A white woman with short red hair and a black chef’s apron stands and smiles at the camera.
Chef Lydia Shire.
Scampo
Erika Adams is the editor of Eater Boston.

Pioneering Boston chef Lydia Shire is headed to the Seaport. The renowned chef — who currently runs the acclaimed restaurant Scampo inside the Liberty Hotel — is opening a restaurant at the Seaport Science Center in 2024.

The new spot “will complement the venerable Scampo,” according to a release on the news, but details are otherwise scarce on the restaurant at this point. “Lydia is beyond excited about her newest restaurant venture at the Seaport Science Center,” a rep for Shire says. “She is hard at work creating and fine-tuning a unique concept that will complement her storied career and legacy in the culinary world.”

The Seaport has been working hard to position itself as a dining destination by attracting Boston’s top restaurateurs to the freshly developed area. There’s the recently opened Coquette, from the restaurant group behind vibey downtown spots Lolita and Mariel; Grace by Nia, a forthcoming restaurant and live music spot from noted restaurateur Nia Grace of Darryl Corner Bar and Kitchen in Roxbury; and out-of-towners like the New York-based Garret Bar joining in the fray.

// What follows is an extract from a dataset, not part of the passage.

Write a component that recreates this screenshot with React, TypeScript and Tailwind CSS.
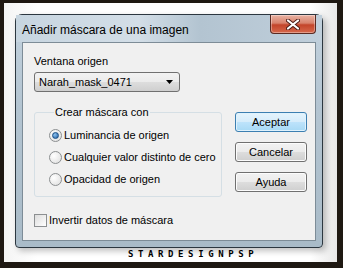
const font = { fontFamily: '"Liberation Sans", Arial, sans-serif' };

const Radio = ({ checked, label }: { checked?: boolean; label: string }) => (
  <div className="flex h-[13px] items-center gap-[2px]">
    <span className="flex h-[13px] w-[13px] shrink-0 items-center justify-center rounded-full border border-[#8c8f91] bg-[radial-gradient(circle_at_35%_35%,#ffffff,#dcdcdc)]">
      {checked && (
        <span className="h-[7px] w-[7px] rounded-full border border-[#1a4f85] bg-[radial-gradient(circle_at_35%_35%,#8fc4f0,#1c5aa0)]" />
      )}
    </span>
    <span className="whitespace-nowrap text-[11px] leading-[13px] text-black">{label}</span>
  </div>
);

const Button = ({ label, primary }: { label: string; primary?: boolean }) => (
  <button
    className={
      primary
        ? 'flex h-[20px] w-[72px] items-center justify-center rounded-[3px] border border-[#3c7fb1] bg-[linear-gradient(#e5f4fc_0%,#d5ecfb_50%,#bde3fb_51%,#a7d9f5_100%)] text-[11px] text-black shadow-[inset_0_0_0_1px_#dff2fd]'
        : 'flex h-[20px] w-[72px] items-center justify-center rounded-[3px] border border-[#707070] bg-[linear-gradient(#f2f2f2_0%,#ebebeb_50%,#dddddd_51%,#cfcfcf_100%)] text-[11px] text-black shadow-[inset_0_0_0_1px_#fcfcfc]'
    }
  >
    {label}
  </button>
);

export default function App() {
  return (
    <div className="flex h-[268px] w-[343px] bg-[#1e1812] pb-[6px] pl-[4px] pr-[6px] pt-[3px]" style={font}>
      <div className="flex flex-1 flex-col bg-[linear-gradient(90deg,#f4f4f4,#ffffff_10%,#ffffff_92%,#e8e8e8)] pl-[11px] pt-[11px]">
        {/* dialog window */}
        <div className="flex h-[234px] w-[308px] flex-col rounded-t-[7px] rounded-b-[4px] border border-[#2c3740] bg-[linear-gradient(#c3d2de,#b3c4d1_40%,#a9bbc8)] shadow-[3px_3px_6px_rgba(0,0,0,0.25)]">
          {/* title bar */}
          <div className="relative flex h-[27px] items-center bg-[linear-gradient(90deg,#c7d5e0,#d3dee7_40%,#b3c4d1_60%,#c0cfdb)] pl-[6px] pt-[2px]">
            <span className="text-[12px] text-black">Añadir máscara de una imagen</span>
            <div className="absolute right-[6px] top-0 flex h-[19px] w-[46px] items-center justify-center rounded-b-[4px] border border-t-0 border-[#5a2a22] bg-[linear-gradient(#e9b3a4_0%,#d8826c_45%,#c3442a_55%,#d7694c_100%)] shadow-[inset_0_0_0_1px_rgba(255,255,255,0.35)]">
              <svg width="14" height="11" viewBox="0 0 14 11">
                <path d="M2 1.5 L12 9.5 M12 1.5 L2 9.5" stroke="#4a1a14" strokeWidth="4" strokeLinecap="round" />
                <path d="M2 1.5 L12 9.5 M12 1.5 L2 9.5" stroke="#ffffff" strokeWidth="2.2" strokeLinecap="round" />
              </svg>
            </div>
          </div>
          {/* client area */}
          <div className="mx-[6px] mb-[6px] flex flex-1 gap-[13px] border border-[#7d8c97] bg-[#f0f0f0] pl-[11px] pt-[12px]">
            <div className="flex w-[188px] shrink-0 flex-col">
              <span className="text-[11px] leading-[13px] text-black">Ventana origen</span>
              <div className="mt-[4px] flex h-[20px] w-[146px] items-center justify-between rounded-[3px] border border-[#707070] bg-[linear-gradient(#f2f2f2_0%,#ebebeb_50%,#dddddd_51%,#cfcfcf_100%)] pl-[4px] pr-[6px]">
                <span className="text-[11px] text-black">Narah_mask_0471</span>
                <svg width="7" height="4" viewBox="0 0 7 4">
                  <path d="M0 0 H7 L3.5 4 Z" fill="#000" />
                </svg>
              </div>
              <fieldset className="mt-[14px] flex w-[188px] min-w-0 flex-col gap-[9px] rounded-[3px] border border-[#d5dfe5] pb-[10px] pl-[14px] pt-[10px]">
                <legend className="ml-[5px] px-[1px] text-[11px] leading-[13px] text-black">Crear máscara con</legend>
                <Radio checked label="Luminancia de origen" />
                <Radio label="Cualquier valor distinto de cero" />
                <Radio label="Opacidad de origen" />
              </fieldset>
              <div className="mt-[17px] flex h-[13px] items-center gap-[2px]">
                <span className="h-[13px] w-[13px] border border-[#8c8f91] bg-[linear-gradient(135deg,#dcdcdc,#ffffff)]" />
                <span className="text-[11px] leading-[13px] text-black">Invertir datos de máscara</span>
              </div>
            </div>
            <div className="mt-[57px] flex flex-col gap-[10px]">
              <Button primary label="Aceptar" />
              <Button label="Cancelar" />
              <Button label="Ayuda" />
            </div>
          </div>
        </div>
        <div
          className="ml-[113px] mt-[2px] text-[9px] font-bold leading-[9px] tracking-[4.6px] text-black"
          style={{ fontFamily: '"DejaVu Sans Mono", monospace' }}
        >
          STARDESIGNPSP
        </div>
      </div>
    </div>
  );
}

Now, Shire can be counted among that crowd. “The building is beyond stunning, and the BioMed team has been more than fabulous,” Shire says of her decision to open at the life sciences building. “It’s the perfect small restaurant concept in such an electric neighborhood.”

This is the first time that Shire has opened a new restaurant in Boston since 2008, when Scampo debuted inside the Liberty Hotel. But Shire has been a trailblazer in Boston’s dining scene for decades: The chef launched and ran Biba in the 1990s to national acclaim, and, in 2001, took over the kitchen at century-old Boston institution Locke-Ober, which banned women from its dining room up until the 1970s. (The same restaurant group behind Coquette has since taken over the space and converted it into the swanky bar and restaurant Yvonne’s.)

“My life now is about pushing myself to be creative,” Shire said in a recent Boston Magazine interview alongside similarly trailblazing Boston chefs Barbara Lynch and Jody Adams. “But that’s what I like to do. I like to push myself.”